A little later, very hard up and seeking a commission to write a
book, it was Tony who introduced me to my first publisher.

—EVELYN WAUGH,
A Little Learning
, P. 201

T
HE DECAY OF
grammar is
a feature of our time, so I have tried, at several points in this book, to make a consideration of the decline part of the discussion. Except in a perfectly managed autocracy, language declines,
and too much should not be made of the relationship between scrambled thought and imprecise expression. Hitler did indeed abuse the German language, and there was many a connoisseur of grammar
and usage who was able to predict, from what he did to the spoken word, what he would do to people when he got the chance. But Orwell set his standard too high when he called for clean expression
from politicians: it would have been sufficient to call for clean behaviour. At the moment, the use of English in Britain is deteriorating so quickly that “phenomena,” afer several
years of being used confidently in the singular, is now being abetted by “phenomenon” used in the plural. People sense that there ought to be a distinction. Everybody
wants
to write correctly. But they resist being taught how, and finally there is nobody to teach them, because the teachers don’t know either. In a democracy, the
language is bound to deteriorate with daunting speed. The professional user of it would do best to count his blessings: after all, his competition is disqualifying itself, presenting him with
opportunities for satire while it does so, and boosting his self-esteem. (When I catch someone on television using “deem” for “deign,” it consoles me
for having found out that I have spent fifty years stressing “empyrean” on the wrong syllable.) The most interesting aspect of the collapse is that the purist can do so
little to stem it, and might even succumb to it himself, sometimes through a misinterpretation of his own credentials. Evelyn Waugh was a case in point. Nobody ever wrote a more unaffectedly
elegant English; he stands at the height of English prose; its hundreds of years of steady development culminate in him. But he was wrong about how he did it. In
A
Little Learning
he pronounced that nobody without a classical education could ever write English correctly.

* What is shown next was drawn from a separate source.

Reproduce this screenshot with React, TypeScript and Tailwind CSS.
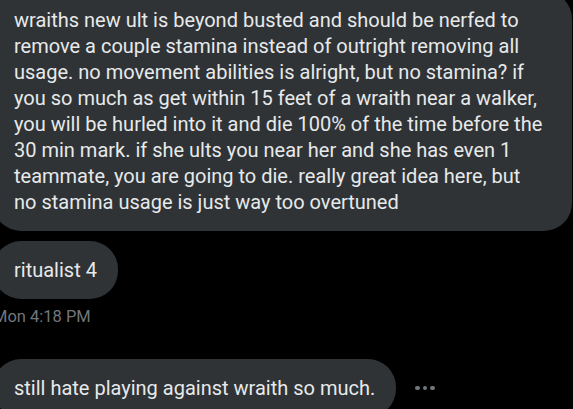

Only a few pages away from that claim, he wrote the cited sentence, which is about as incorrect as it could be, because he
ends up talking about the wrong person. He meant to say that it was he, Evelyn Waugh, who was very hard up, and not Anthony Powell. To make the lapse more delicious, Powell himself was the
arch-perpetrator of the dangling modifier. At least Waugh had got over the influence of Latin constructions. Powell, to the end of his career, wrote as if English were an inflected language, and
at least once per page, in Powell’s prose, the reader is obliged to rearrange the order of a sentence so that a descriptive phrase, sometimes a whole descriptive clause, can be re-attached
to its proper object. In a book review I once mentioned Powell’s erratic neo-classical prosody. He sent me a postcard quoting precedent as far back as John Aubrey. He was right, of course:
our prose masters have always been at it. But our prose masters, now as then, ought not to prate about correctness while leaving so much of the writing to the reader. Correct prose is
unambiguous. There is no danger of the clear becoming monotonous, because opacities will invade it anyway. Even the most attentive writer will have his blind spots, although deaf spots might be a
better name. Kingsley Amis, who was an admiring friend of Anthony Powell, was nevertheless well aware that Powell’s grammar was all over the place. (In a letter to Philip Larkin, Amis made
a devastating short list of Powell’s habitual errors.) Amis himself was a stickler for linguistic efficiency. The only mistake I ever caught him making was when he overdid it. In
Lucky Jim
, which is a treatise on language among its other virtues, Gore-Urquhart, Jim’s mentor in the art of boredom detection, unaccountably seems
to approve of the paintings of the fake artist Bertrand Welch. “Like his pictures,” says Gore-Urquhart. Since he says everything tersely, the reader—this reader, at
any rate—tends to assume that he means “I like his pictures.” But what he means is that he considers Bertrand a fake,
like his
pictures
. The reader is sent on a false trail by a too-confident use of the character’s habitual tone. The author should have spotted the possibility of a misinterpretation. But we,
the readers, should remember that it is one of the very few possibilities of misinterpretation that Kingsley Amis didn’t spot. He spotted hundreds of thousands of them, and eliminated
nearly every one. If he had written without effort, many of them would have stayed in. (Exercise: find a complex interchange of dialogue in
Lucky Jim
and
count the number of times you are left in doubt as to who is speaking. You are never in doubt. Now try the same test with a novel by Margaret Drabble.)

The main reason a good writer needs a drink at the end of the day is the endless, finicky work of
disarming the little booby traps that the language confronts him with as he advances. They aren’t really very dangerous—they only go off with a phut and a puff of clay dust in the
reader’s face if they aren’t dealt with—but those aren’t the sounds that a writer wants his sentences to make. Evelyn Waugh didn’t really want this sentence to make
this sound, but he relaxed his vigilance. He knew what he meant, and forgot that the descriptive phrase was closer to the wrong person than to the right one. If we correct the sentence, we can
guess immediately why things went wrong. “A little later, very hard up and seeking a commission to write a book, I was introduced by Tony to my first publisher.” But the correct order
would have struck the writer as awkward, because the loss of “it was Tony” would have removed the connection to a previous sentence in which Powell had been talked about. In other
words, it was Waugh’s sense of coherence that led him into the error. With bad writers it is often the way. In their heads, it all ties up, and they don’t fully grasp the necessity of
laying it out for the reader. Even good writers occasionally succumb. Waugh, who was as good as they get, hardly ever did: but he did this time.